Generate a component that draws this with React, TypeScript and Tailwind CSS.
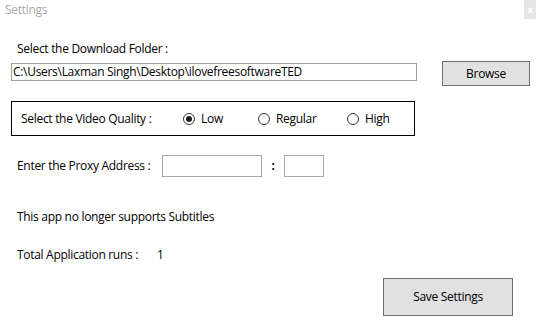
import React from 'react';

function Radio({ label, checked, w }: { label: string; checked?: boolean; w: string }) {
  return (
    <div className={`flex items-center gap-[6px] ${w}`}>
      <span className="flex h-[12px] w-[12px] items-center justify-center rounded-full border border-[#333333] bg-white">
        {checked && <span className="h-[6px] w-[6px] rounded-full bg-[#1a1a1a]" />}
      </span>
      <span>{label}</span>
    </div>
  );
}

export default function App() {
  return (
    <div className="relative h-[325px] w-[536px] overflow-hidden bg-white text-[12px] leading-[16px] tracking-[-0.3px] text-black [font-family:'Open_Sans',sans-serif]">
      {/* title bar */}
      <div className="flex h-[19px] items-start justify-between">
        <span className="pl-[5px] pt-[2px] text-[#a8a8a8]">Settings</span>
        <span className="flex h-[19px] w-[12px] items-center justify-center bg-[#e6e6e6] text-[9px] font-bold text-white">x</span>
      </div>

      <div className="flex flex-col pl-[11px]">
        <div className="mt-[22px] pl-[6px]">Select the Download Folder :</div>

        <div className="mt-[4px] flex items-start">
          <div className="mt-[2px] flex h-[18px] w-[406px] items-center border border-[#a0a0a0] pl-[1px]">
            C:\Users\Laxman Singh\Desktop\ilovefreesoftwareTED
          </div>
          <button className="ml-[25px] h-[25px] w-[88px] border border-[#6f6f6f] bg-[#e1e1e1]">Browse</button>
        </div>

        <div className="mt-[15px] flex h-[35px] w-[404px] items-center border border-black pl-[9px]">
          <span className="w-[162px]">Select the Video Quality :</span>
          <Radio label="Low" checked w="w-[75px]" />
          <Radio label="Regular" w="w-[89px]" />
          <Radio label="High" w="w-[60px]" />
        </div>

        <div className="mt-[19px] flex h-[22px] items-center">
          <span className="w-[151px] pl-[6px]">Enter the Proxy Address :</span>
          <div className="h-[22px] w-[100px] border border-[#a8a8a8]" />
          <span className="w-[22px] text-center font-bold">:</span>
          <div className="h-[22px] w-[40px] border border-[#a8a8a8]" />
        </div>

        <div className="mt-[32px] pl-[6px]">This app no longer supports Subtitles</div>

        <div className="mt-[22px] flex pl-[6px]">
          <span className="w-[140px]">Total Application runs :</span>
          <span>1</span>
        </div>

        <button className="ml-[372px] mt-[15px] h-[38px] w-[130px] border border-[#6f6f6f] bg-[#e1e1e1]">Save Settings</button>
      </div>
    </div>
  );
}
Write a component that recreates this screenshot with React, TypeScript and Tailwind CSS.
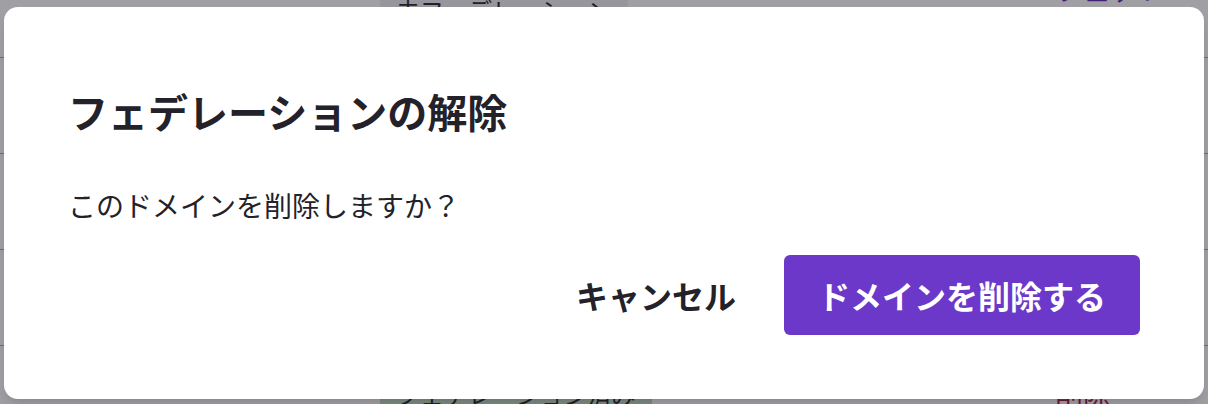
import React from 'react'

const jp = { fontFamily: '"Noto Sans CJK JP", "Noto Sans", sans-serif' }

interface Row {
    tag: string
    tagClass: string
    action: string
    actionClass: string
}

const rows: Row[] = [
    { tag: '未フェデレーション', tagClass: 'bg-[#efeff1]', action: 'フェデレーション', actionClass: 'text-[#5b21b6]' },
    { tag: '未フェデレーション', tagClass: 'bg-[#efeff1]', action: 'フェデレーション', actionClass: 'text-[#5b21b6]' },
    { tag: '未フェデレーション', tagClass: 'bg-[#efeff1]', action: 'フェデレーション', actionClass: 'text-[#5b21b6]' },
    { tag: '未フェデレーション', tagClass: 'bg-[#efeff1]', action: 'フェデレーション', actionClass: 'text-[#5b21b6]' },
    { tag: 'フェデレーション済み', tagClass: 'bg-[#c2dcc0]', action: '削除', actionClass: 'text-[#a3123a]' },
]

const App = () => {
    return (
        <div className="relative h-[404px] w-[1208px] overflow-hidden bg-white text-[#23222a]" style={jp}>
            {/* table behind the dialog */}
            <div className="-mt-[38px] flex flex-col">
                {rows.map((row, i) => (
                    <div key={i} className="flex h-[96px] items-center border-b border-[#a8a8ab]">
                        <div className="w-[380px]" />
                        <span className={`rounded-md px-4 text-[24px] leading-[40px] ${row.tagClass}`}>{row.tag}</span>
                        <div className="flex-1" />
                        <span className={`w-[153px] text-[28px] ${row.actionClass}`}>{row.action}</span>
                    </div>
                ))}
            </div>

            {/* overlay */}
            <div className="absolute inset-0 flex items-start justify-center bg-[rgba(35,33,45,0.43)] pt-[7px]">
                <div className="w-[1200px] rounded-[14px] bg-white px-16 pb-16 pt-[80px] shadow-lg">
                    <h2 className="text-[40px] font-bold leading-[48px] text-[#23222a]">フェデレーションの解除</h2>
                    <p className="mt-[50px] text-[28px] leading-[40px] text-[#23222a]">このドメインを削除しますか？</p>
                    <div className="mt-[30px] flex items-center justify-end gap-[48px]">
                        <button className="text-[32px] font-bold text-[#23222a]">キャンセル</button>
                        <button className="h-[80px] w-[356px] rounded-md bg-[#6b38ca] text-[32px] font-bold text-white">
                            ドメインを削除する
                        </button>
                    </div>
                </div>
            </div>
        </div>
    )
}

export default App
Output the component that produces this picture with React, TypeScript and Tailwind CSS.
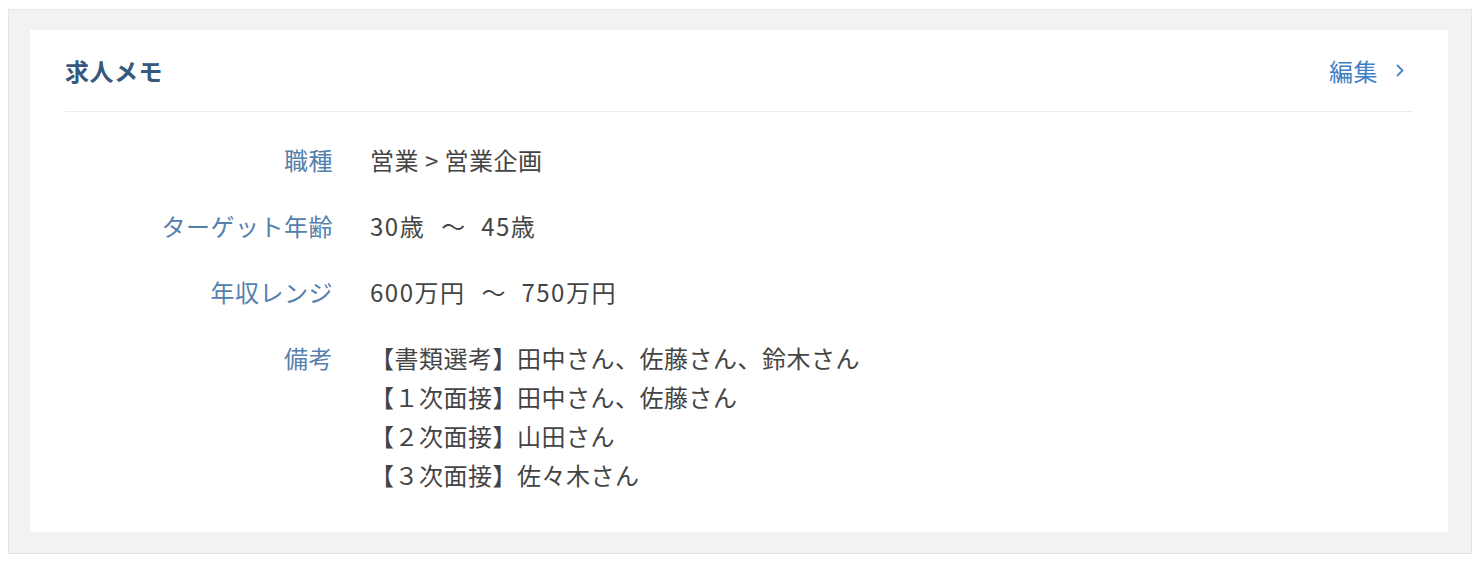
import React from "react";

const font = {
  fontFamily: '"Noto Sans CJK JP", "Noto Sans", sans-serif',
};

type Row = { label: string; lines: React.ReactNode[] };

// Range values like "30歳 ～ 45歳" get extra air around the tilde
const Range = ({ from, to }: { from: string; to: string }) => (
  <span className="tracking-[1.5px]">
    {from}
    <span className="mx-[16px] tracking-normal">～</span>
    {to}
  </span>
);

const rows: Row[] = [
  { label: "職種", lines: ["営業 > 営業企画"] },
  { label: "ターゲット年齢", lines: [<Range key="a" from="30歳" to="45歳" />] },
  { label: "年収レンジ", lines: [<Range key="s" from="600万円" to="750万円" />] },
  {
    label: "備考",
    lines: [
      "【書類選考】田中さん、佐藤さん、鈴木さん",
      "【１次面接】田中さん、佐藤さん",
      "【２次面接】山田さん",
      "【３次面接】佐々木さん",
    ],
  },
];

export default function App() {
  return (
    <div className="w-full h-[562px] bg-white pt-[9px] pl-[8px] pr-[10px]" style={font}>
      <div className="h-[545px] border border-[#e4e4e4] bg-[#f2f2f2] pt-[20px] pb-[21px] pl-[21px] pr-[23px]">
        <div className="h-[502px] bg-white px-[35px]">
          <div className="h-[82px] flex items-center justify-between border-b border-[#ececec]">
            <h2 className="text-[24px] font-bold text-[#34597d] tracking-[0.5px]">求人メモ</h2>
            <a className="flex items-center gap-[18px] text-[24px] text-[#3f7fc6] pr-[9px] tracking-[0.5px]">
              <span>編集</span>
              <svg width="8" height="13" viewBox="0 0 8 13" fill="none">
                <polyline
                  points="1.5,1.5 6.5,6.5 1.5,11.5"
                  stroke="#4a86c8"
                  strokeWidth="1.8"
                  strokeLinecap="round"
                  strokeLinejoin="round"
                />
              </svg>
            </a>
          </div>
          <div className="pt-[28px] flex flex-col gap-[27px]">
            {rows.map((r) => (
              <div key={r.label} className="flex">
                <div className="w-[268px] shrink-0 text-right text-[24px] leading-[39px] text-[#5480ad] tracking-[0.5px]">
                  {r.label}
                </div>
                <div className="pl-[37px] text-[24px] leading-[39px] text-[#444444] tracking-[0.5px]">
                  {r.lines.map((l, i) => (
                    <div key={i} className="whitespace-pre">{l}</div>
                  ))}
                </div>
              </div>
            ))}
          </div>
        </div>
      </div>
    </div>
  );
}
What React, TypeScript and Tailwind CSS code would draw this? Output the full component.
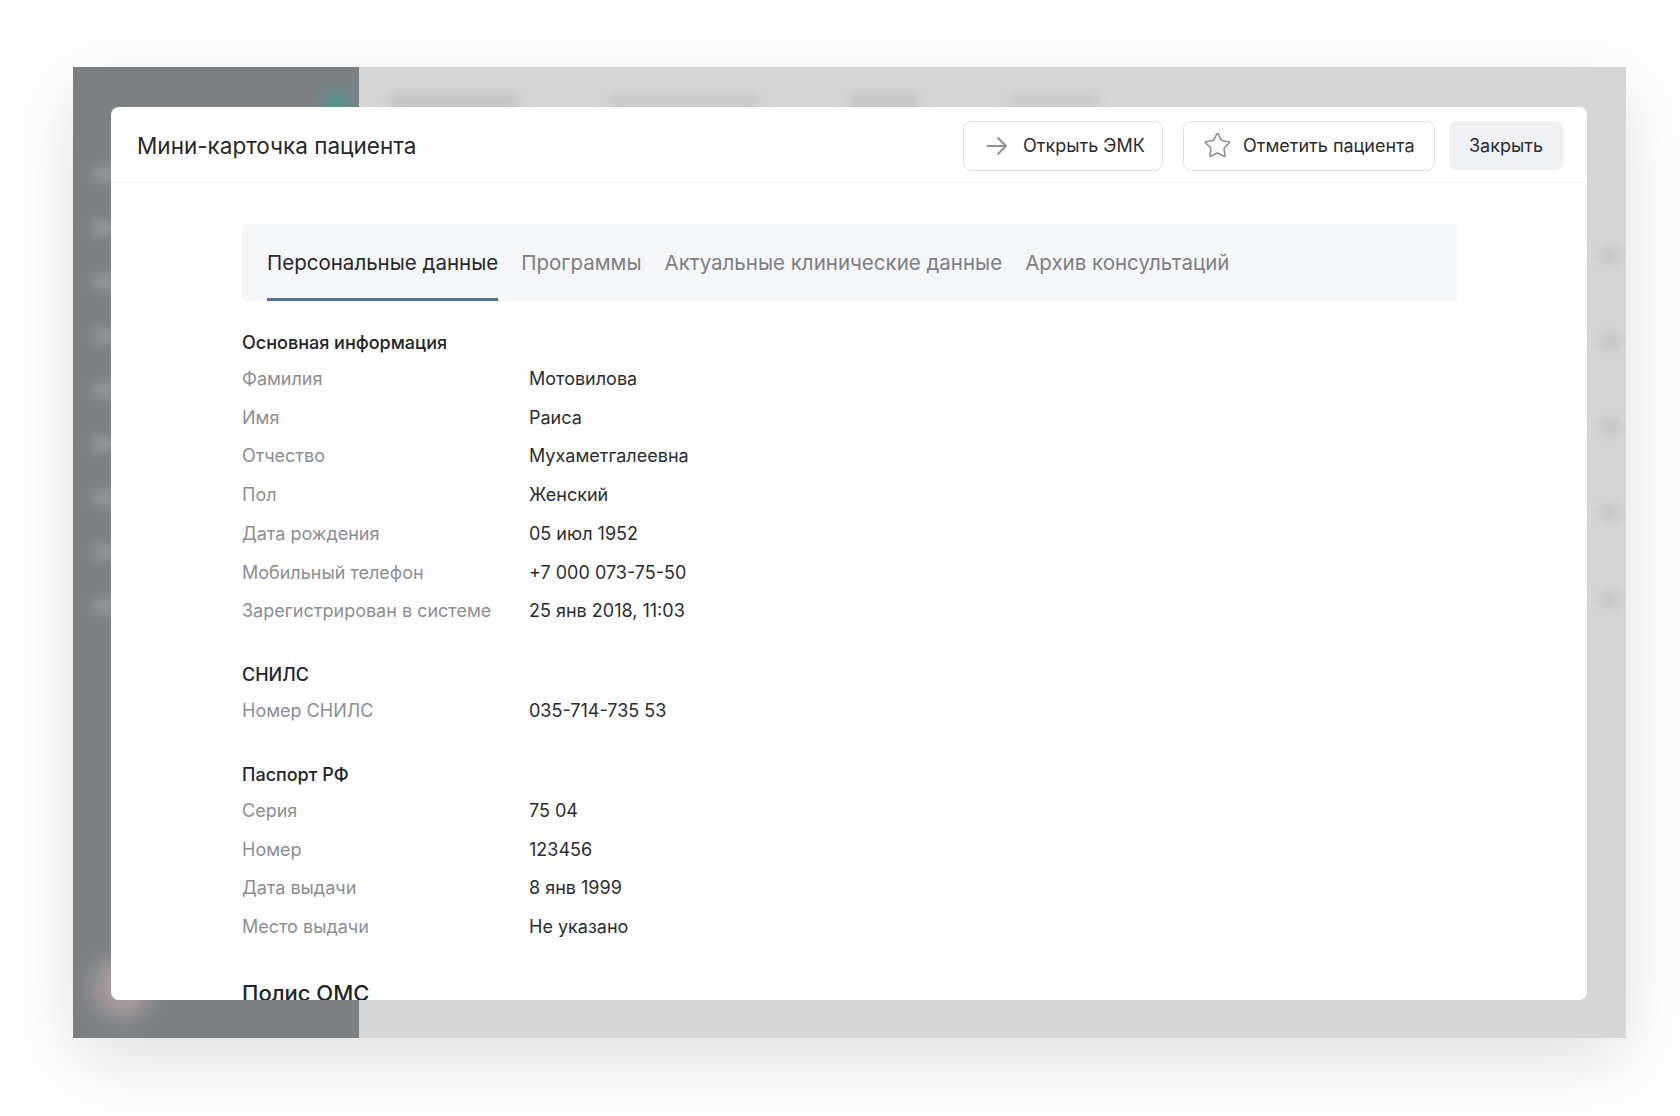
import { Star } from "lucide-react";

type Row = { label: string; value: string };

const sections: { title: string; rows: Row[] }[] = [
  {
    title: "Основная информация",
    rows: [
      { label: "Фамилия", value: "Мотовилова" },
      { label: "Имя", value: "Раиса" },
      { label: "Отчество", value: "Мухаметгалеевна" },
      { label: "Пол", value: "Женский" },
      { label: "Дата рождения", value: "05 июл 1952" },
      { label: "Мобильный телефон", value: "+7 000 073-75-50" },
      { label: "Зарегистрирован в системе", value: "25 янв 2018, 11:03" },
    ],
  },
  {
    title: "СНИЛС",
    rows: [{ label: "Номер СНИЛС", value: "035-714-735 53" }],
  },
  {
    title: "Паспорт РФ",
    rows: [
      { label: "Серия", value: "75 04" },
      { label: "Номер", value: "123456" },
      { label: "Дата выдачи", value: "8 янв 1999" },
      { label: "Место выдачи", value: "Не указано" },
    ],
  },
];

const tabs = ["Персональные данные", "Программы", "Актуальные клинические данные", "Архив консультаций"];

const App = () => {
  return (
    <div className="min-h-screen w-full bg-white pl-[73px] pt-[67px] font-['Inter','Noto_Sans',sans-serif]">
      <div className="relative flex h-[971px] w-[1553px] overflow-hidden shadow-[0_22px_70px_rgba(0,0,0,0.13)]">
        {/* blurred app behind the modal */}
        <div className="relative w-[286px] bg-[#7c8083]">
          <div className="absolute left-[250px] top-[25px] h-[26px] w-[26px] rounded-full bg-[#3aa394] blur-[8px] opacity-70" />
          <div className="absolute left-[20px] top-[100px] flex flex-col gap-[40px] blur-[6px]">
            {[0, 1, 2, 3, 4, 5, 6, 7, 8].map((i) => (
              <div key={i} className="h-[14px] w-[30px] rounded bg-[#959a9d]" />
            ))}
          </div>
          <div className="absolute left-[20px] top-[890px] h-[60px] w-[60px] rounded-full bg-[#b5a6a8] blur-[10px] opacity-80" />
        </div>
        <div className="relative flex-1 bg-[#d6d6d6]">
          <div className="absolute left-[30px] top-[28px] flex gap-[90px] blur-[6px]">
            <div className="h-[12px] w-[130px] rounded bg-[#bdbdbd]" />
            <div className="h-[12px] w-[150px] rounded bg-[#c2c2c2]" />
            <div className="h-[12px] w-[70px] rounded bg-[#c0c0c0]" />
            <div className="h-[12px] w-[90px] rounded bg-[#c4c4c4]" />
          </div>
          <div className="absolute right-[6px] top-[180px] flex flex-col gap-[70px] blur-[6px]">
            {[0, 1, 2, 3, 4].map((i) => (
              <div key={i} className="h-[16px] w-[20px] rounded bg-[#c2c2c2]" />
            ))}
          </div>
        </div>

        {/* modal */}
        <div className="absolute bottom-[38px] left-[38px] right-[39px] top-[40px] flex flex-col overflow-hidden rounded-lg bg-white">
          <div className="flex h-[76px] shrink-0 items-center justify-between border-b border-[#f1f2f4] pl-[26px] pr-[24px]">
            <h1 className="pt-[3px] text-[22.5px] font-normal text-[#25272a]">Мини-карточка пациента</h1>
            <div className="flex items-center pt-[2px]">
              <button className="flex h-[50px] w-[200px] items-center gap-[15px] rounded-lg border border-[#dfe0e3] pl-[22px] text-[18px] text-[#2a2c2f]">
                <svg width="22" height="22" viewBox="0 0 22 22" fill="none" stroke="#8c8f93" strokeWidth="1.8" strokeLinecap="round" strokeLinejoin="round">
                  <path d="M1.5 11h18.5M12 3l8 8-8 8" />
                </svg>
                Открыть ЭМК
              </button>
              <button className="ml-[20px] flex h-[50px] w-[252px] items-center gap-[11px] rounded-lg border border-[#dfe0e3] pl-[19px] text-[18px] text-[#2a2c2f]">
                <Star size={29} strokeWidth={1.3} className="text-[#8c8f93]" />
                Отметить пациента
              </button>
              <button className="ml-[14px] flex h-[49px] w-[114px] items-center justify-center rounded-lg bg-[#eef0f2] text-[18px] text-[#2a2c2f]">
                Закрыть
              </button>
            </div>
          </div>

          <div className="pl-[131px] pr-[130px] pt-[41px]">
            <div className="flex h-[77px] gap-[23px] rounded bg-[#f5f6f8] pl-[25px]">
              {tabs.map((t, i) => (
                <div
                  key={t}
                  className={
                    i === 0
                      ? "flex h-full items-center border-b-[3px] border-[#4d7198] pt-[4px] text-[20.5px] text-[#27292c]"
                      : "flex h-full items-center border-b-[3px] border-transparent pt-[4px] text-[20.5px] text-[#7d8085]"
                  }
                >
                  {t}
                </div>
              ))}
            </div>

            <div className="pt-[29px]">
              {sections.map((s, si) => (
                <div key={s.title} className={si === 0 ? "" : "mt-[32px]"}>
                  <div className="mb-[3px] h-[26px] text-[18px] leading-[26px] font-medium text-[#222427]">{s.title}</div>
                  {s.rows.map((r) => (
                    <div key={r.label} className="flex h-[38.75px] items-center text-[18px]">
                      <div className="w-[287px] text-[#8b8e93]">{r.label}</div>
                      <div className="text-[#2b2d30]">{r.value}</div>
                    </div>
                  ))}
                </div>
              ))}
              <div className="mt-[32px] h-[30px] text-[22px] leading-[30px] font-medium text-[#222427]">Полис ОМС</div>
            </div>
          </div>
        </div>
      </div>
    </div>
  );
};

export default App;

* * *

List all lines in the material containing the string "Output".

Output the component that produces this picture with React, TypeScript and Tailwind CSS.
What React, TypeScript and Tailwind CSS code would draw this? Output the full component.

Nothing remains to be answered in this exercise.